Para mim, os discursos de Lula na Europa ou em outros eventos, no contexto dos últimos dois anos, nada me dizem. Parecem boas ideias, boas intenções, até são. Mas não havia necessidade de Lula falar tanto, quando o ideal era que ele ficasse no Brasil, trabalhar mais e falar menos pela reconstrução do Brasil. Se não tivesse viajado para o exterior, Lula já teria se empenhado para baixar os juros exorbitantes de 13,75% e mandado exonerar o presidente do Banco Central, Roberto Campos Neto.
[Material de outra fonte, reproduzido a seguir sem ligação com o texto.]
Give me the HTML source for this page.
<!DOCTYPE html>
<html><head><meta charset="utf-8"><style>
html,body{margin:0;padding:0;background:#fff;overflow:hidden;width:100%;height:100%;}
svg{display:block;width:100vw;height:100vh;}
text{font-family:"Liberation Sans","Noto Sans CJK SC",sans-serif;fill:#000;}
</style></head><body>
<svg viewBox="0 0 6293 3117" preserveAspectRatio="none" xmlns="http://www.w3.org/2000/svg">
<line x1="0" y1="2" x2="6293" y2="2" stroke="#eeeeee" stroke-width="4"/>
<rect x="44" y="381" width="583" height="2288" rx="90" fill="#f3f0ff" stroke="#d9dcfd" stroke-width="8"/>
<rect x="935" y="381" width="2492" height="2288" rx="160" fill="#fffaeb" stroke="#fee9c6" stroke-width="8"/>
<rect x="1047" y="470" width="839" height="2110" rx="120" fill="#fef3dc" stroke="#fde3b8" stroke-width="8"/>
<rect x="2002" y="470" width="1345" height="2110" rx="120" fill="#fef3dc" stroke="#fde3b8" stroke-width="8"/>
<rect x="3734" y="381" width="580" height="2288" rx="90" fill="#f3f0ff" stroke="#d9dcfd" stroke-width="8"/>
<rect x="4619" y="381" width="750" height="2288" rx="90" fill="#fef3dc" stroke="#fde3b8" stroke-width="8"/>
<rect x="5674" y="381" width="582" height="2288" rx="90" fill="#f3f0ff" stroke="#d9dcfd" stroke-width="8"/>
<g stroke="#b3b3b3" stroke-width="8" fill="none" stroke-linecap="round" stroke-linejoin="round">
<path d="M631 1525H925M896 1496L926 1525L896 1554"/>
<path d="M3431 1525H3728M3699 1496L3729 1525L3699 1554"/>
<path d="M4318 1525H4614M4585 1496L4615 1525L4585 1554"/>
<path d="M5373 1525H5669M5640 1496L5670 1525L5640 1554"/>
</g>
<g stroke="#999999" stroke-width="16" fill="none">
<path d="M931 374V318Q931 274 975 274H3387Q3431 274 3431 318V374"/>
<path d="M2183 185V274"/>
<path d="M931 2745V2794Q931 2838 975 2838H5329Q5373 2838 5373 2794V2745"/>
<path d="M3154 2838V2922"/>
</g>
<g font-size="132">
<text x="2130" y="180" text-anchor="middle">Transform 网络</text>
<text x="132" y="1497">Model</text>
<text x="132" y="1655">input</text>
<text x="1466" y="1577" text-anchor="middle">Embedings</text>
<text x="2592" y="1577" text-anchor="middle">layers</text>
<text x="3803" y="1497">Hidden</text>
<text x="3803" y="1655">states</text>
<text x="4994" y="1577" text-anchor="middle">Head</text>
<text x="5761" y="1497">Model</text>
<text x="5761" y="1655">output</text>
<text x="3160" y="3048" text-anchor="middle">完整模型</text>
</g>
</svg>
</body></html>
Lula brinca de fazer história. Não reconstruiu o Brasil como se devia, os preços dos alimentos caíram pouco, o combate à fome fica comprometido. Mas para quem ganha R$ 10 mil em diante, que é o que atua em 99% das redes sociais, Lula está "mandando bem", porque esse pessoal tem dinheiro para comprar picanha a R$ 55.
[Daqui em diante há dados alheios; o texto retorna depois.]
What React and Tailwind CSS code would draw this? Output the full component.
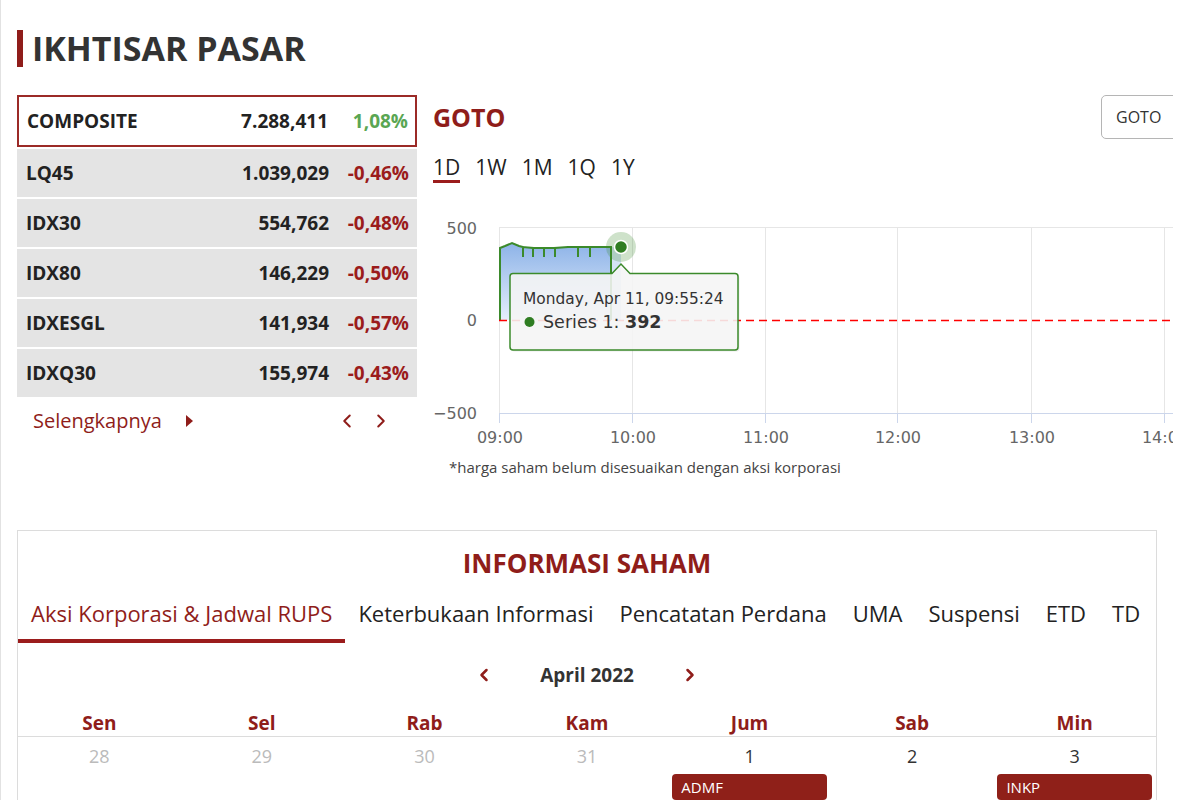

Esse pessoal é que não suporta senso crítico e fica aplaudindo quando Lula faz discurso como se dissesse para a História: "Veja, dona História, como o Lulinha aqui é legal, fala bem e é aplaudido. Me arranja um lugar nobre na sua galeria, vai!".
O que sobra de palavreado que sai da boca de Lula em seus discursos cheios de pompa é em proporção inversa à da comida que entra nas bocas dos pobres. Fora da bolha lulista, a população pobre vê o atual governo com o mesmo ceticismo em relação ao anterior.
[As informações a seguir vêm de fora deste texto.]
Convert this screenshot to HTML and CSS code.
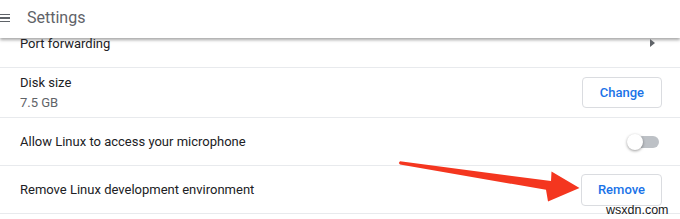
FILE: index.html
```html
<!DOCTYPE html>
<html>
<head>
<meta charset="utf-8">
<link rel="stylesheet" href="styles.css">
</head>
<body>
<div class="page">
  <header class="topbar">
    <span class="menu"><i></i><i></i><i></i></span>
    <span class="title">Settings</span>
  </header>
  <div class="list">
    <div class="row row-port">
      <span class="label">Port forwarding</span>
      <span class="chevron"></span>
    </div>
    <div class="row row-disk">
      <div class="stack">
        <span class="label">Disk size</span>
        <span class="sub">7.5 GB</span>
      </div>
      <button class="btn">Change</button>
    </div>
    <div class="row">
      <span class="label">Allow Linux to access your microphone</span>
      <span class="toggle"><span class="track"></span><span class="knob"></span></span>
    </div>
    <div class="row">
      <span class="label">Remove Linux development environment</span>
      <button class="btn">Remove</button>
    </div>
  </div>
  <svg class="arrow" width="680" height="219" viewBox="0 0 680 219">
    <polygon points="400,161.3 551,181 551.5,171.5 579.5,188 548,201.5 546,189.8 400,164.5 398.8,162.9" fill="#f4361f"/>
  </svg>
  <span class="mark">wsxdn.com</span>
</div>
</body>
</html>
```
FILE: styles.css
```css
html, body {
  margin: 0;
  padding: 0;
  background: #ffffff;
}
.page {
  position: relative;
  width: 680px;
  height: 219px;
  overflow: hidden;
  font-family: Roboto, "Liberation Sans", sans-serif;
  color: #202124;
}
.topbar {
  height: 38px;
  display: flex;
  align-items: center;
  gap: 17px;
  background: #ffffff;
  box-shadow: 0 2px 3px rgba(0, 0, 0, 0.35);
  padding-bottom: 3px;
  box-sizing: border-box;
}
.menu {
  display: flex;
  flex-direction: column;
  gap: 2px;
  width: 10px;
  margin-top: 1px;
}
.menu i {
  display: block;
  height: 1.5px;
  background: #5f6368;
}
.title {
  font-size: 16px;
  color: #5f6368;
  line-height: 20px;
}
.list {
  display: flex;
  flex-direction: column;
}
.row {
  display: flex;
  align-items: center;
  justify-content: space-between;
  height: 48px;
  box-sizing: border-box;
  padding: 0 18px 0 20px;
  border-bottom: 1px solid #e8eaed;
  font-size: 13px;
  line-height: 20px;
}
.row-port {
  margin-top: -4px;
  height: 34px;
  align-items: flex-start;
}
.row-disk {
  height: 50px;
}
.stack {
  display: flex;
  flex-direction: column;
}
.sub {
  color: #5f6368;
}
.chevron {
  width: 0;
  height: 0;
  margin: 5px 7px 0 0;
  border-top: 4px solid transparent;
  border-bottom: 4px solid transparent;
  border-left: 5px solid #5f6368;
}
.btn {
  height: 32px;
  padding: 0 16px;
  border: 1px solid #dadce0;
  border-radius: 4px;
  background: #ffffff;
  color: #1a73e8;
  font-family: Roboto, "Liberation Sans", sans-serif;
  font-size: 13px;
  font-weight: 500;
}
.row-disk .btn {
  height: 31px;
  padding: 0 17px;
  margin-top: -1px;
}
.toggle {
  position: relative;
  width: 32px;
  height: 16px;
  margin-right: 3px;
}
.track {
  position: absolute;
  left: 4px;
  top: 2px;
  width: 28px;
  height: 12px;
  border-radius: 6px;
  background: #bdc1c6;
}
.knob {
  position: absolute;
  left: 0;
  top: 0;
  width: 16px;
  height: 16px;
  border-radius: 50%;
  background: #ffffff;
  box-shadow: 0 1px 3px rgba(0, 0, 0, 0.4);
}
.arrow {
  position: absolute;
  left: 0;
  top: 0;
}
.mark {
  position: absolute;
  left: 606px;
  top: 203px;
  font-family: "Liberation Sans", Arial, sans-serif;
  font-size: 12.5px;
  line-height: 14px;
  color: #1a1a1a;
}
```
Não é o julgamento de valor da "classe média de Zurique", a elite do bom atraso que aplaude Lula feito foca amestrada, que irá falar em nome dos pobres, porque estes podem não ter voz nem vez nesta sociedade desigual, o que é terrível, mas não podemos aceitar que pessoas supostamente "esclarecidas" sejam "donas dos pobres", como ocorre com a intelectualidade pró-brega e a religião "espirita", que se julgam, no seu preconceituoso etnocentrismo paternalista, conhecerem os desejos, vontades e necessidades dos pobres.
Esse juízo de valor mostra o quanto essa elite "esclarecida" é ignorante e estúpida, num país em que Lula, querendo ser gigante, se encolhe pouco a pouco para no futuro se tornar debilitado e esquecido perante o julgamento da História.